* START *
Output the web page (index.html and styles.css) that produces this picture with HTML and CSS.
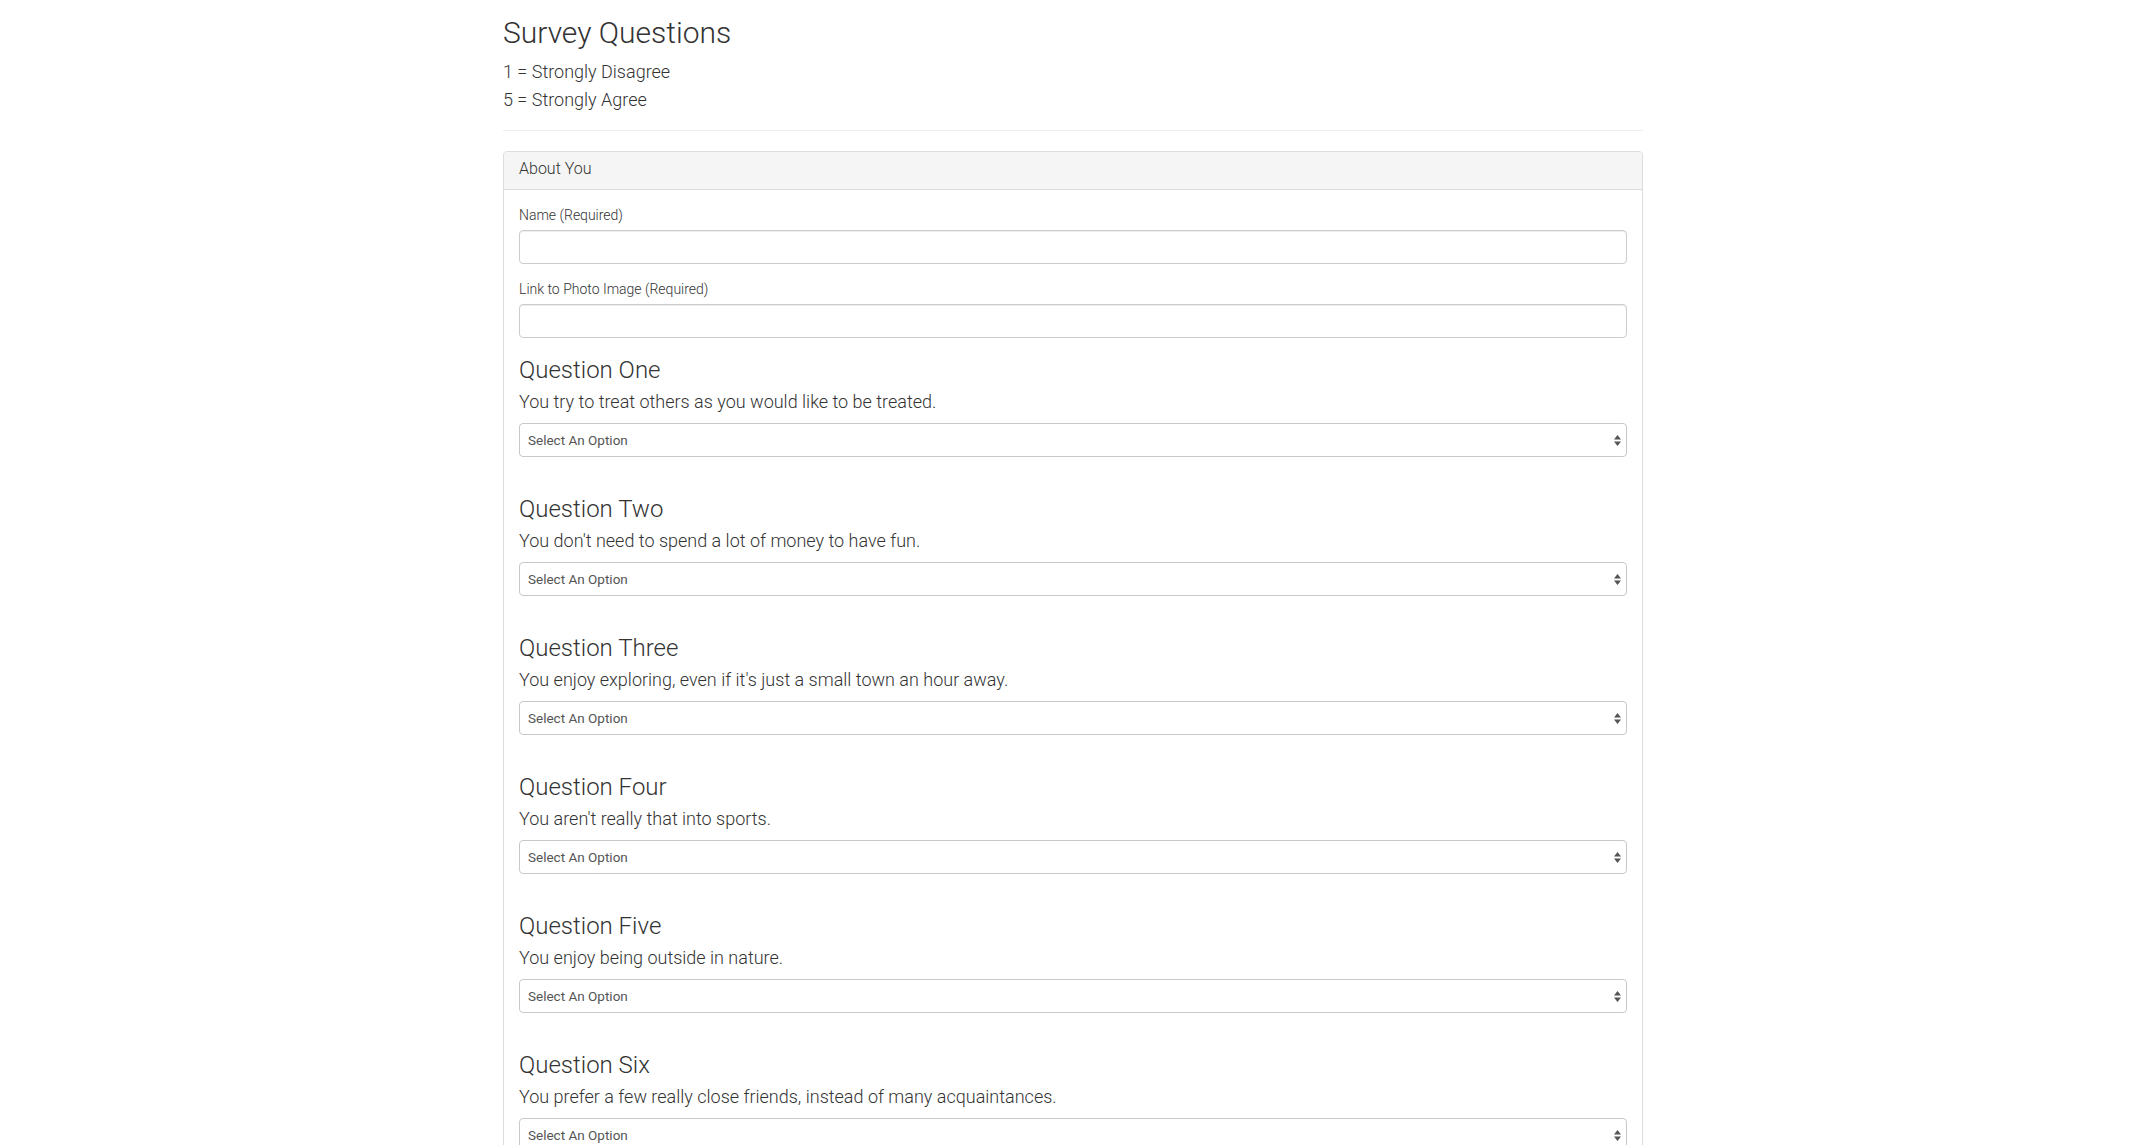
FILE: index.html
```html
<!DOCTYPE html>
<html lang="en">
<head>
<meta charset="utf-8">
<title>Survey Questions</title>
<link rel="stylesheet" href="styles.css">
</head>
<body>
<div class="container">
  <h2 class="page-title">Survey Questions</h2>
  <div class="scale">
    <div class="scale-line">1 = Strongly Disagree</div>
    <div class="scale-line">5 = Strongly Agree</div>
  </div>
  <hr class="divider">
  <div class="panel">
    <div class="panel-heading">About You</div>
    <div class="panel-body">
      <div class="form-group">
        <label class="field-label" for="name">Name (Required)</label>
        <input class="form-control" id="name" type="text">
      </div>
      <div class="form-group">
        <label class="field-label" for="photo">Link to Photo Image (Required)</label>
        <input class="form-control" id="photo" type="text">
      </div>

      <div class="question">
        <h3 class="q-title">Question One</h3>
        <p class="q-text">You try to treat others as you would like to be treated.</p>
        <select class="q-select"><option>Select An Option</option><option>1</option><option>2</option><option>3</option><option>4</option><option>5</option></select>
      </div>
      <div class="question">
        <h3 class="q-title">Question Two</h3>
        <p class="q-text">You don't need to spend a lot of money to have fun.</p>
        <select class="q-select"><option>Select An Option</option><option>1</option><option>2</option><option>3</option><option>4</option><option>5</option></select>
      </div>
      <div class="question">
        <h3 class="q-title">Question Three</h3>
        <p class="q-text">You enjoy exploring, even if it's just a small town an hour away.</p>
        <select class="q-select"><option>Select An Option</option><option>1</option><option>2</option><option>3</option><option>4</option><option>5</option></select>
      </div>
      <div class="question">
        <h3 class="q-title">Question Four</h3>
        <p class="q-text">You aren't really that into sports.</p>
        <select class="q-select"><option>Select An Option</option><option>1</option><option>2</option><option>3</option><option>4</option><option>5</option></select>
      </div>
      <div class="question">
        <h3 class="q-title">Question Five</h3>
        <p class="q-text">You enjoy being outside in nature.</p>
        <select class="q-select"><option>Select An Option</option><option>1</option><option>2</option><option>3</option><option>4</option><option>5</option></select>
      </div>
      <div class="question">
        <h3 class="q-title">Question Six</h3>
        <p class="q-text">You prefer a few really close friends, instead of many acquaintances.</p>
        <select class="q-select"><option>Select An Option</option><option>1</option><option>2</option><option>3</option><option>4</option><option>5</option></select>
      </div>
    </div>
  </div>
</div>
</body>
</html>
```

FILE: styles.css
```css
html {
  scrollbar-width: none;
}
html::-webkit-scrollbar,
body::-webkit-scrollbar {
  width: 0;
  height: 0;
}
body {
  margin: 0;
  background: #fff;
  color: #333;
  font-family: Roboto, "Helvetica Neue", Arial, sans-serif;
  font-size: 14px;
  font-weight: 300;
  line-height: 1.42857;
}
.container {
  width: 1140px;
  margin: 0 auto;
}
.page-title {
  margin: 16px 0 9px;
  font-size: 30px;
  font-weight: 300;
  line-height: 33px;
}
.scale-line {
  font-size: 18px;
  font-weight: 300;
  line-height: 28px;
}
.divider {
  margin: 16px 0 20px;
  border: 0;
  border-top: 1px solid #eee;
  height: 0;
}
.panel {
  border: 1px solid #ddd;
  border-radius: 4px;
  background: #fff;
  box-shadow: 0 1px 1px rgba(0,0,0,.05);
}
.panel-heading {
  background: #f5f5f5;
  border-bottom: 1px solid #ddd;
  border-radius: 3px 3px 0 0;
  padding: 8px 15px 12px;
  font-size: 16px;
  font-weight: 300;
  line-height: 17px;
  color: #333;
}
.panel-body {
  padding: 15px;
}
.form-group {
  display: flex;
  flex-direction: column;
  margin-bottom: 15px;
}
.field-label {
  font-size: 14px;
  font-weight: 300;
  line-height: 20px;
  margin-bottom: 5px;
}
.form-control {
  box-sizing: border-box;
  height: 34px;
  width: 100%;
  margin: 0;
  padding: 6px 12px;
  border: 1px solid #ccc;
  border-radius: 4px;
  box-shadow: inset 0 1px 1px rgba(0,0,0,.075);
  font-family: inherit;
  font-size: 14px;
  color: #555;
  background: #fff;
}
.question {
  display: flex;
  flex-direction: column;
  margin-top: 39px;
}
.form-group + .question {
  margin-top: 19px;
}
.q-title {
  margin: 0 0 8px;
  font-size: 24px;
  font-weight: 300;
  line-height: 26px;
}
.q-text {
  margin: 0 0 10px;
  font-size: 18px;
  font-weight: 300;
  line-height: 22px;
}
.q-select {
  box-sizing: border-box;
  -webkit-appearance: none;
  appearance: none;
  height: 34px;
  width: 100%;
  margin: 0;
  padding: 0 20px 0 8px;
  border: 1px solid #c8c8c8;
  border-radius: 4px;
  font-family: Roboto, "Helvetica Neue", Arial, sans-serif;
  font-size: 13.5px;
  font-weight: 400;
  color: #555;
  background-color: #fff;
  background-image: url("data:image/svg+xml;utf8,<svg xmlns='http://www.w3.org/2000/svg' width='7' height='11' viewBox='0 0 7 11'><path d='M3.5 0 L7 4.5 H0 Z M0 6.5 H7 L3.5 11 Z' fill='%23555'/></svg>");
  background-repeat: no-repeat;
  background-position: right 5px center;
}
```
* END *
• Goal
From the data, collect all lines where the string "index" appears.

• Response
Output the web page (index.html and styles.css) that produces this picture with HTML and CSS.
FILE: index.html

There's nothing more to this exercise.